THE REQUEST => Repeat the material below exactly, with no pictures.

INFORMATION SUPPLIED =>
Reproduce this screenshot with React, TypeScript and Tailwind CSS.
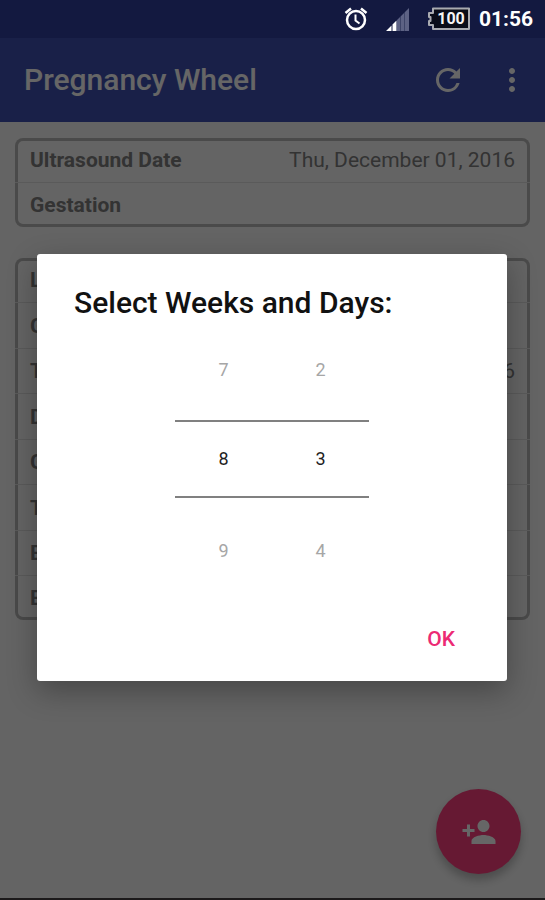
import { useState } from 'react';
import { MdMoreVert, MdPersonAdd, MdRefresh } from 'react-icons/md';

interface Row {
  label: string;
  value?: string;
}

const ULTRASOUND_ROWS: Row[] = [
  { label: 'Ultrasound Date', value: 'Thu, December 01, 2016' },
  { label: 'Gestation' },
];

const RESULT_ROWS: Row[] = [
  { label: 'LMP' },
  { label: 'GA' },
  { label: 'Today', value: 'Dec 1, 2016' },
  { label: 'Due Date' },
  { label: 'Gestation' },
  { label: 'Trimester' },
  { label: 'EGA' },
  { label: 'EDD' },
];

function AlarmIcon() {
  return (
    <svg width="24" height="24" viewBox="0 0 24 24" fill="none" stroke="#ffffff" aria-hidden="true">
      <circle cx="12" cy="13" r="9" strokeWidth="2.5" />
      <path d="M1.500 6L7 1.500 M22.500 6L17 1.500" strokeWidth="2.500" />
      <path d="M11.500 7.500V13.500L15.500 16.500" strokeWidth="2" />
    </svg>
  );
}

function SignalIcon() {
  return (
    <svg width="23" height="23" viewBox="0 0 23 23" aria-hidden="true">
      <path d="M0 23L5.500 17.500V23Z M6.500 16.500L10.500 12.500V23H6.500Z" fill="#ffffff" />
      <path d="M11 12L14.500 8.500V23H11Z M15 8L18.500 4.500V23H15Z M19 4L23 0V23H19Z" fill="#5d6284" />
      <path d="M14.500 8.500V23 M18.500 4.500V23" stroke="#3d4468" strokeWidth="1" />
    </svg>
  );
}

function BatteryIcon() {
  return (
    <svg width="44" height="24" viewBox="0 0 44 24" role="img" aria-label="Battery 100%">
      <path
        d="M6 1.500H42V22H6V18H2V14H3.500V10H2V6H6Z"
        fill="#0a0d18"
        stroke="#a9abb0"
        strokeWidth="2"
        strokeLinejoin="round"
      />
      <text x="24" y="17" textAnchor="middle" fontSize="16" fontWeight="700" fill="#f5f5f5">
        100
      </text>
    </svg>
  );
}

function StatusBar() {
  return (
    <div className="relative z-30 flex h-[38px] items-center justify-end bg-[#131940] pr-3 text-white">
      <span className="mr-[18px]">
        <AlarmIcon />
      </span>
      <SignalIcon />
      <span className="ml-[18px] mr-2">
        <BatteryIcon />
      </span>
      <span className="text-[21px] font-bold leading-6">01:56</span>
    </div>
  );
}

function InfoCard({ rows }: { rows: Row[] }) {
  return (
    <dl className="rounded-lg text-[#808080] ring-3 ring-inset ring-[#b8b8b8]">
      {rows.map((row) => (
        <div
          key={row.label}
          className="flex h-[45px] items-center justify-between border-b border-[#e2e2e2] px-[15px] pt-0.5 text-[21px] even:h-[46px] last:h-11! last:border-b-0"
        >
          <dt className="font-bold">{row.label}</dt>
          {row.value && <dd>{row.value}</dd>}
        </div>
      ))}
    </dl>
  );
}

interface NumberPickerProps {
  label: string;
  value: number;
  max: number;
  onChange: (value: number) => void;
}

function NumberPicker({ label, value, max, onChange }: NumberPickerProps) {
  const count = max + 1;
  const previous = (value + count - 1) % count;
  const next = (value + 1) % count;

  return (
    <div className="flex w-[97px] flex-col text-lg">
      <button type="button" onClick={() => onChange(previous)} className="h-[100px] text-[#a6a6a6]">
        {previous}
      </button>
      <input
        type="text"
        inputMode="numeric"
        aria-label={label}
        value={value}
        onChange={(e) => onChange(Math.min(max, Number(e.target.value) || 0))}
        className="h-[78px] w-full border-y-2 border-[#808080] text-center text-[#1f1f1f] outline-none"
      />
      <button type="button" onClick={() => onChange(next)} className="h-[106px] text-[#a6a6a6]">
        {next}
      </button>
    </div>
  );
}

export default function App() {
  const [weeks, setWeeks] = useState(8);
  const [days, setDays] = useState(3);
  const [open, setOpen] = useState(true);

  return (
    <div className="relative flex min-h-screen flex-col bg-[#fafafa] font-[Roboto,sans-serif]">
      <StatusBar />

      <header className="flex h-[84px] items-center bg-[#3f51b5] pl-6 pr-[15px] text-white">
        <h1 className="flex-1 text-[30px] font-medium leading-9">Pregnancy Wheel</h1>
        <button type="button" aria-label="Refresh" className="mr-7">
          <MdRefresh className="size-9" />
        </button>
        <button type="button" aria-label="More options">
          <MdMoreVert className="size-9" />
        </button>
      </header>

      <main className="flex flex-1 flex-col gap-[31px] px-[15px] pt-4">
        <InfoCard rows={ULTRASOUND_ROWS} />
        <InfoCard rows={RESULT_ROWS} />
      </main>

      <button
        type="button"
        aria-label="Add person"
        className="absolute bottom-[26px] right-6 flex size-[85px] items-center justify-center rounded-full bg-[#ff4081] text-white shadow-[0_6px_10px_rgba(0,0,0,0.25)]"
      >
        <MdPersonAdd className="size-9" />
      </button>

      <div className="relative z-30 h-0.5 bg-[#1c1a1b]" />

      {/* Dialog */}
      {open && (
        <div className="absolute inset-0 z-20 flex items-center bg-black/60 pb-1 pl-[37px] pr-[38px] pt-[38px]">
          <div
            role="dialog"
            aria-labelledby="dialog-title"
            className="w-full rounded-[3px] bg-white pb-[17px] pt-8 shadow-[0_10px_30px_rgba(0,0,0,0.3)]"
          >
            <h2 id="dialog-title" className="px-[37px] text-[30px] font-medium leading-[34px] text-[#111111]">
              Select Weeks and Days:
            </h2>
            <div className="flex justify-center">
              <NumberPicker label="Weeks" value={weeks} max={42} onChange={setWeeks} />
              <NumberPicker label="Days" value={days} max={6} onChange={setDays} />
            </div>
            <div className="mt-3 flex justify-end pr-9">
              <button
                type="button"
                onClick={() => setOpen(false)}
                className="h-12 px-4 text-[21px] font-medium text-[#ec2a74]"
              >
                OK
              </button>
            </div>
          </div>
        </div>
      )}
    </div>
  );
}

ANSWER =>
Reproduce this screenshot with React, TypeScript and Tailwind CSS.
import { useState } from 'react';
import { MdMoreVert, MdPersonAdd, MdRefresh } from 'react-icons/md';

interface Row {
  label: string;
  value?: string;
}

const ULTRASOUND_ROWS: Row[] = [
  { label: 'Ultrasound Date', value: 'Thu, December 01, 2016' },
  { label: 'Gestation' },
];

const RESULT_ROWS: Row[] = [
  { label: 'LMP' },
  { label: 'GA' },
  { label: 'Today', value: 'Dec 1, 2016' },
  { label: 'Due Date' },
  { label: 'Gestation' },
  { label: 'Trimester' },
  { label: 'EGA' },
  { label: 'EDD' },
];

function AlarmIcon() {
  return (
    <svg width="24" height="24" viewBox="0 0 24 24" fill="none" stroke="#ffffff" aria-hidden="true">
      <circle cx="12" cy="13" r="9" strokeWidth="2.5" />
      <path d="M1.500 6L7 1.500 M22.500 6L17 1.500" strokeWidth="2.500" />
      <path d="M11.500 7.500V13.500L15.500 16.500" strokeWidth="2" />
    </svg>
  );
}

function SignalIcon() {
  return (
    <svg width="23" height="23" viewBox="0 0 23 23" aria-hidden="true">
      <path d="M0 23L5.500 17.500V23Z M6.500 16.500L10.500 12.500V23H6.500Z" fill="#ffffff" />
      <path d="M11 12L14.500 8.500V23H11Z M15 8L18.500 4.500V23H15Z M19 4L23 0V23H19Z" fill="#5d6284" />
      <path d="M14.500 8.500V23 M18.500 4.500V23" stroke="#3d4468" strokeWidth="1" />
    </svg>
  );
}

function BatteryIcon() {
  return (
    <svg width="44" height="24" viewBox="0 0 44 24" role="img" aria-label="Battery 100%">
      <path
        d="M6 1.500H42V22H6V18H2V14H3.500V10H2V6H6Z"
        fill="#0a0d18"
        stroke="#a9abb0"
        strokeWidth="2"
        strokeLinejoin="round"
      />
      <text x="24" y="17" textAnchor="middle" fontSize="16" fontWeight="700" fill="#f5f5f5">
        100
      </text>
    </svg>
  );
}

function StatusBar() {
  return (
    <div className="relative z-30 flex h-[38px] items-center justify-end bg-[#131940] pr-3 text-white">
      <span className="mr-[18px]">
        <AlarmIcon />
      </span>
      <SignalIcon />
      <span className="ml-[18px] mr-2">
        <BatteryIcon />
      </span>
      <span className="text-[21px] font-bold leading-6">01:56</span>
    </div>
  );
}

function InfoCard({ rows }: { rows: Row[] }) {
  return (
    <dl className="rounded-lg text-[#808080] ring-3 ring-inset ring-[#b8b8b8]">
      {rows.map((row) => (
        <div
          key={row.label}
          className="flex h-[45px] items-center justify-between border-b border-[#e2e2e2] px-[15px] pt-0.5 text-[21px] even:h-[46px] last:h-11! last:border-b-0"
        >
          <dt className="font-bold">{row.label}</dt>
          {row.value && <dd>{row.value}</dd>}
        </div>
      ))}
    </dl>
  );
}

interface NumberPickerProps {
  label: string;
  value: number;
  max: number;
  onChange: (value: number) => void;
}

function NumberPicker({ label, value, max, onChange }: NumberPickerProps) {
  const count = max + 1;
  const previous = (value + count - 1) % count;
  const next = (value + 1) % count;

  return (
    <div className="flex w-[97px] flex-col text-lg">
      <button type="button" onClick={() => onChange(previous)} className="h-[100px] text-[#a6a6a6]">
        {previous}
      </button>
      <input
        type="text"
        inputMode="numeric"
        aria-label={label}
        value={value}
        onChange={(e) => onChange(Math.min(max, Number(e.target.value) || 0))}
        className="h-[78px] w-full border-y-2 border-[#808080] text-center text-[#1f1f1f] outline-none"
      />
      <button type="button" onClick={() => onChange(next)} className="h-[106px] text-[#a6a6a6]">
        {next}
      </button>
    </div>
  );
}

export default function App() {
  const [weeks, setWeeks] = useState(8);
  const [days, setDays] = useState(3);
  const [open, setOpen] = useState(true);

  return (
    <div className="relative flex min-h-screen flex-col bg-[#fafafa] font-[Roboto,sans-serif]">
      <StatusBar />

      <header className="flex h-[84px] items-center bg-[#3f51b5] pl-6 pr-[15px] text-white">
        <h1 className="flex-1 text-[30px] font-medium leading-9">Pregnancy Wheel</h1>
        <button type="button" aria-label="Refresh" className="mr-7">
          <MdRefresh className="size-9" />
        </button>
        <button type="button" aria-label="More options">
          <MdMoreVert className="size-9" />
        </button>
      </header>

      <main className="flex flex-1 flex-col gap-[31px] px-[15px] pt-4">
        <InfoCard rows={ULTRASOUND_ROWS} />
        <InfoCard rows={RESULT_ROWS} />
      </main>

      <button
        type="button"
        aria-label="Add person"
        className="absolute bottom-[26px] right-6 flex size-[85px] items-center justify-center rounded-full bg-[#ff4081] text-white shadow-[0_6px_10px_rgba(0,0,0,0.25)]"
      >
        <MdPersonAdd className="size-9" />
      </button>

      <div className="relative z-30 h-0.5 bg-[#1c1a1b]" />

      {/* Dialog */}
      {open && (
        <div className="absolute inset-0 z-20 flex items-center bg-black/60 pb-1 pl-[37px] pr-[38px] pt-[38px]">
          <div
            role="dialog"
            aria-labelledby="dialog-title"
            className="w-full rounded-[3px] bg-white pb-[17px] pt-8 shadow-[0_10px_30px_rgba(0,0,0,0.3)]"
          >
            <h2 id="dialog-title" className="px-[37px] text-[30px] font-medium leading-[34px] text-[#111111]">
              Select Weeks and Days:
            </h2>
            <div className="flex justify-center">
              <NumberPicker label="Weeks" value={weeks} max={42} onChange={setWeeks} />
              <NumberPicker label="Days" value={days} max={6} onChange={setDays} />
            </div>
            <div className="mt-3 flex justify-end pr-9">
              <button
                type="button"
                onClick={() => setOpen(false)}
                className="h-12 px-4 text-[21px] font-medium text-[#ec2a74]"
              >
                OK
              </button>
            </div>
          </div>
        </div>
      )}
    </div>
  );
}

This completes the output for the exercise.